The heart of “Theme” is that whacking great lift from Rose Royce’s “Is It Love You’re After”, a blast of reproof refitted as a simple, glorious call for action. The spine of it is that nagging acid tweak bouncing along in the rhythm, combining with the treated and clipped vocal samples to give the record its pushy urgency, its sense of hustling you. Don’t worry about where we got this stuff from – don’t worry about what it means – just dance! Those things are what make the record work as pop. The rest – all the kitschy little snips of dialogue – is flavour and ornament. So maybe S’Express were a little more innovative than you’d think, taking the thrust of sample-collage pop away from all that surface cleverness, switching-out the head-nodding hip-hop structures M/A/R/R/S and Coldcut worked within for something a lot more disco.
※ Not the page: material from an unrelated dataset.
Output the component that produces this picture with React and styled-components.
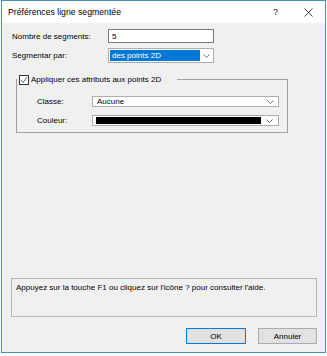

This was certainly how “Theme” felt at the time. A couple of months before my family’s lodger had brought home the February 1988 issue of The Face, with Jon Savage writing about the 70s as “The Decade That Taste Forgot”. The phrase stuck with me, as it was meant to: it’s still attached to articles and exhibitions about the era. I don’t remember the piece itself, but Savage is no simple foe of the 1970s – he was working on England’s Dreaming at the time, as much a celebration of 70s fringe and pop culture as of the whirlwind it produced. So there’s nuance in the phrase – the sense that “taste” might be a bad angel, that “taste” had done for the 80s in the end. At the same time there was enough simple resonance in it to erase that nuance if that’s how you wanted to play it. The renegotiation of the 70s was underway – awful or extraordinary or both – and “Theme From S’Express” fits right in, an early stab at the question “what do we do about disco?” in the way glam had approached rock’n’roll. “Theme” – like “Superfly Guy” and “Hey Music Lover” – is not just a modernisation of the 70s but an amplification of them, draining off the grey and leaving a day-glo collage. Taste didn’t forget this version of the 70s, it was driven off with a neon pitchfork. The most joyfully, calculatedly vulgar number one for years, laughing at you you for laughing when you could be dancing instead. “No – that’s GOOD.”